## START
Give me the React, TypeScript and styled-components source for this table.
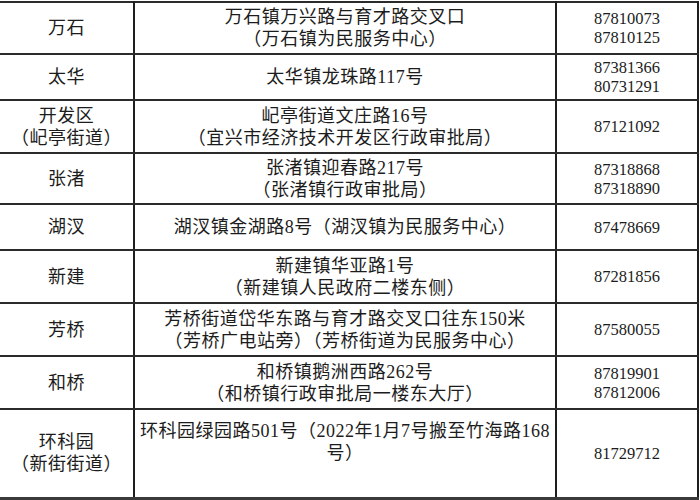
import * as React from "react";
import styled, { createGlobalStyle } from "styled-components";

type Office = {
  name: string[];
  address: string[];
  phones: string[];
  height: number;
  extraLine?: boolean;
};

const OFFICES: Office[] = [
  {
    name: ["万石"],
    address: ["万石镇万兴路与育才路交叉口", "（万石镇为民服务中心）"],
    phones: ["87810073", "87810125"],
    height: 52,
  },
  {
    name: ["太华"],
    address: ["太华镇龙珠路117号"],
    phones: ["87381366", "80731291"],
    height: 46,
  },
  {
    name: ["开发区", "（屺亭街道）"],
    address: ["屺亭街道文庄路16号", "（宜兴市经济技术开发区行政审批局）"],
    phones: ["87121092"],
    height: 53,
  },
  {
    name: ["张渚"],
    address: ["张渚镇迎春路217号", "（张渚镇行政审批局）"],
    phones: ["87318868", "87318890"],
    height: 51,
  },
  {
    name: ["湖汊"],
    address: ["湖汊镇金湖路8号（湖汊镇为民服务中心）"],
    phones: ["87478669"],
    height: 46,
  },
  {
    name: ["新建"],
    address: ["新建镇华亚路1号", "（新建镇人民政府二楼东侧）"],
    phones: ["87281856"],
    height: 53,
  },
  {
    name: ["芳桥"],
    address: ["芳桥街道岱华东路与育才路交叉口往东150米", "（芳桥广电站旁）（芳桥街道为民服务中心）"],
    phones: ["87580055"],
    height: 53,
  },
  {
    name: ["和桥"],
    address: ["和桥镇鹅洲西路262号", "（和桥镇行政审批局一楼东大厅）"],
    phones: ["87819901", "87812006"],
    height: 53,
  },
  {
    name: ["环科园", "（新街街道）"],
    address: ["环科园绿园路501号（2022年1月7号搬至竹海路168", "号）"],
    phones: ["81729712"],
    height: 89,
    extraLine: true,
  },
];

const GlobalStyle = createGlobalStyle`
  html, body {
    margin: 0;
    padding: 0;
    background: #ffffff;
  }
  body {
    width: 700px;
    height: 500px;
    overflow: hidden;
    font-family: "Liberation Serif", "Noto Sans CJK SC", serif;
    color: #1c1c1c;
  }
`;

const Page = styled.div`
  padding-top: 1px;
`;

const Sheet = styled.table`
  width: 698px;
  border-collapse: collapse;
  table-layout: fixed;
`;

const Row = styled.tr<{ $h: number }>`
  height: ${(p) => p.$h}px;
`;

const Cell = styled.td<{ $kind: "name" | "addr" | "tel"; $extraLine?: boolean }>`
  padding: 0 0 ${(p) => (p.$extraLine ? 22 : 0)}px 0;
  text-align: center;
  vertical-align: middle;
  border-top: 2px solid #2b2b2b;
  border-bottom: 2px solid #2b2b2b;
  border-left: ${(p) => (p.$kind === "name" ? "none" : "2px solid #1e1e1e")};
  border-right: 2px solid #1e1e1e;
  font-size: ${(p) => (p.$kind === "tel" ? 16.5 : 18)}px;
  line-height: ${(p) => (p.$kind === "tel" ? 19 : 22)}px;
  letter-spacing: ${(p) => (p.$kind === "tel" ? 0 : 0.5)}px;
  white-space: nowrap;
`;

const LastRow = styled(Row)`
  td {
    border-bottom: 3px solid #3a3a3a;
  }
`;

const Line = styled.span`
  display: block;
`;

const Lines = ({ items }: { items: string[] }) => (
  <>
    {items.map((t) => (
      <Line key={t}>{t}</Line>
    ))}
  </>
);

export default function App() {
  return (
    <>
      <GlobalStyle />
      <Page>
        <Sheet>
          <colgroup>
            <col style={{ width: 134 }} />
            <col style={{ width: 422 }} />
            <col style={{ width: 142 }} />
          </colgroup>
          <tbody>
            {OFFICES.map((o, i) => {
              const R = i === OFFICES.length - 1 ? LastRow : Row;
              return (
                <R key={o.name[0]} $h={o.height}>
                  <Cell $kind="name">
                    <Lines items={o.name} />
                  </Cell>
                  <Cell $kind="addr" $extraLine={o.extraLine}>
                    <Lines items={o.address} />
                  </Cell>
                  <Cell $kind="tel">
                    <Lines items={o.phones} />
                  </Cell>
                </R>
              );
            })}
          </tbody>
        </Sheet>
      </Page>
    </>
  );
}
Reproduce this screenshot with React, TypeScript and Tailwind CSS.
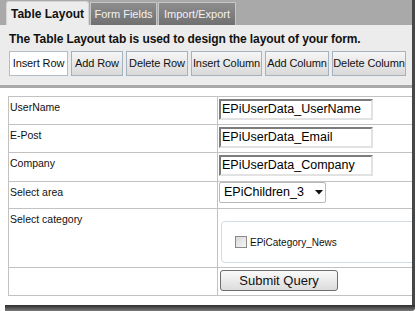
import React from "react";

const font = { fontFamily: '"Liberation Sans", Arial, sans-serif' };

function ToolButton({ label, w, active }: { label: string; w: string; active?: boolean }) {
  return (
    <div
      className={`${w} h-[25px] flex items-center justify-center text-[11px] text-[#111] whitespace-nowrap tracking-[-0.1px] border ${
        active
          ? "bg-white border-[#b4bcc4]"
          : "bg-gradient-to-b from-[#f6f6f6] to-[#d9d9d9] border-[#a6b2be]"
      }`}
    >
      {label}
    </div>
  );
}

function Row({ h, label, children, labelPad = "pt-[4px]" }: { h: string; label?: string; children?: React.ReactNode; labelPad?: string }) {
  return (
    <div className={`flex ${h} border-b border-[#c2c2c2]`}>
      <div className={`w-[209px] shrink-0 border-r border-[#c2c2c2] pl-[1px] ${labelPad} text-[10.5px] leading-[13px] text-[#111]`}>
        {label}
      </div>
      <div className="flex-1 min-w-0">{children}</div>
    </div>
  );
}

function TextInput({ value }: { value: string }) {
  return (
    <div className="ml-[1px] mt-[2px] w-[154px] h-[21px] bg-white border-[2px] border-t-[#7c7c7c] border-l-[#7c7c7c] border-b-[#e2e2e2] border-r-[#e2e2e2] flex items-center pl-[1px] text-[12.5px] text-black whitespace-nowrap">
      {value}
    </div>
  );
}

export default function App() {
  return (
    <div className="w-[419px] h-[311px] bg-white overflow-hidden" style={font}>
      <div className="w-[415px] h-[305px] border-r-[3px] border-[#474747] flex flex-col overflow-hidden">
        {/* Tab bar */}
        <div className="h-[25px] shrink-0 bg-[#a9a9a9] flex items-end pl-[6px] gap-[1px]">
          <div className="w-[83px] h-[24px] bg-[#ececec] rounded-t-[3px] border border-b-0 border-[#d6d6d6] flex items-center justify-center text-[12px] font-bold text-[#111]">
            Table Layout
          </div>
          <div className="w-[67px] h-[23px] bg-gradient-to-b from-[#8e8e8e] to-[#707070] border border-b-0 border-[#c6c6c6] flex items-center justify-center text-[11px] text-[#f2f2f2] whitespace-nowrap">
            Form Fields
          </div>
          <div className="w-[78px] h-[23px] bg-gradient-to-b from-[#8e8e8e] to-[#707070] border border-b-0 border-[#c6c6c6] flex items-center justify-center text-[11px] text-[#f2f2f2] whitespace-nowrap">
            Import/Export
          </div>
        </div>
        {/* Panel */}
        <div className="h-[60px] shrink-0 bg-[#ececec] pl-[9px] pt-[7px]">
          <div className="text-[12px] leading-[14px] font-bold tracking-[-0.1px] text-[#111] whitespace-nowrap">
            The Table Layout tab is used to design the layout of your form.
          </div>
          <div className="flex gap-[3px] mt-[5px]">
            <ToolButton label="Insert Row" w="w-[59px]" active />
            <ToolButton label="Add Row" w="w-[52px]" />
            <ToolButton label="Delete Row" w="w-[62px]" />
            <ToolButton label="Insert Column" w="w-[71px]" />
            <ToolButton label="Add Column" w="w-[64px]" />
            <ToolButton label="Delete Column" w="w-[74px]" />
          </div>
        </div>
        <div className="h-[3px] shrink-0 bg-[#a9a9a9]" />
        {/* Form table */}
        <div className="pt-[8px] pl-[8px] flex-1">
          <div className="border-l border-t border-[#c2c2c2]">
            <Row h="h-[28px]" label="UserName">
              <TextInput value="EPiUserData_UserName" />
            </Row>
            <Row h="h-[28px]" label="E-Post">
              <TextInput value="EPiUserData_Email" />
            </Row>
            <Row h="h-[29px]" label="Company">
              <TextInput value="EPiUserData_Company" />
            </Row>
            <Row h="h-[27px]" label="Select area">
              <div className="ml-[1px] w-[107px] h-[21px] bg-white border border-[#b9b9b9] rounded-[2px] flex items-center pl-[4px] text-[12.5px] text-black whitespace-nowrap">
                <span>EPiChildren_3</span>
                <svg className="ml-[11px]" width="8" height="5" viewBox="0 0 8 5">
                  <path d="M0 0 L8 0 L4 4.5 Z" fill="#111" />
                </svg>
              </div>
            </Row>
            <Row h="h-[59px]" label="Select category">
              <div className="ml-[3px] mt-[12px] w-[220px] h-[42px] border border-[#d3dbe3] rounded-[4px] flex items-center pl-[13px]">
                <div className="w-[12px] h-[12px] border border-[#8a8a8a] bg-gradient-to-br from-[#d8d8d8] to-[#f6f6f6]" />
                <span className="ml-[3px] text-[10px] text-[#111]">EPiCategory_News</span>
              </div>
            </Row>
            <Row h="h-[28px]">
              <div className="ml-[2px] mt-[2px] w-[118px] h-[21px] border border-[#6e6e6e] rounded-[3px] bg-gradient-to-b from-[#fafafa] to-[#dcdcdc] flex items-center justify-center text-[13px] text-[#111]">
                Submit Query
              </div>
            </Row>
          </div>
        </div>
      </div>
      <div className="ml-[5px] w-[410px] h-[6px] bg-gradient-to-b from-[#2e2e2e] to-[#7a7a7a] rounded-br-[3px]" />
    </div>
  );
}
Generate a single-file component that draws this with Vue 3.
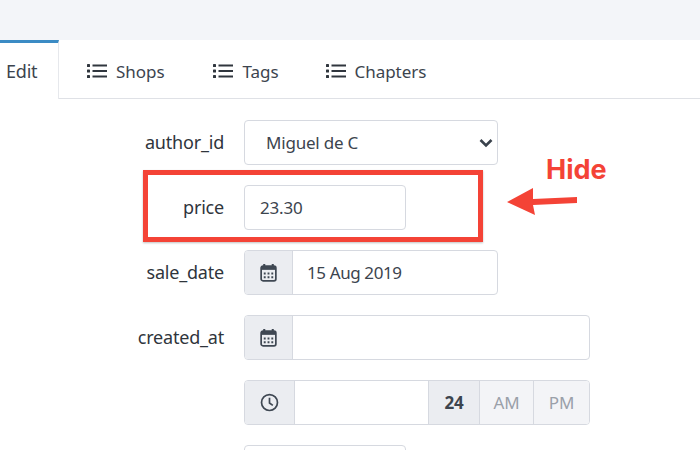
## END
* **Task details**
Extract each line holding the word "this" from the records.

* **Result**
Give me the React, TypeScript and styled-components source for this table.
Reproduce this screenshot with React, TypeScript and Tailwind CSS.
Generate a single-file component that draws this with Vue 3.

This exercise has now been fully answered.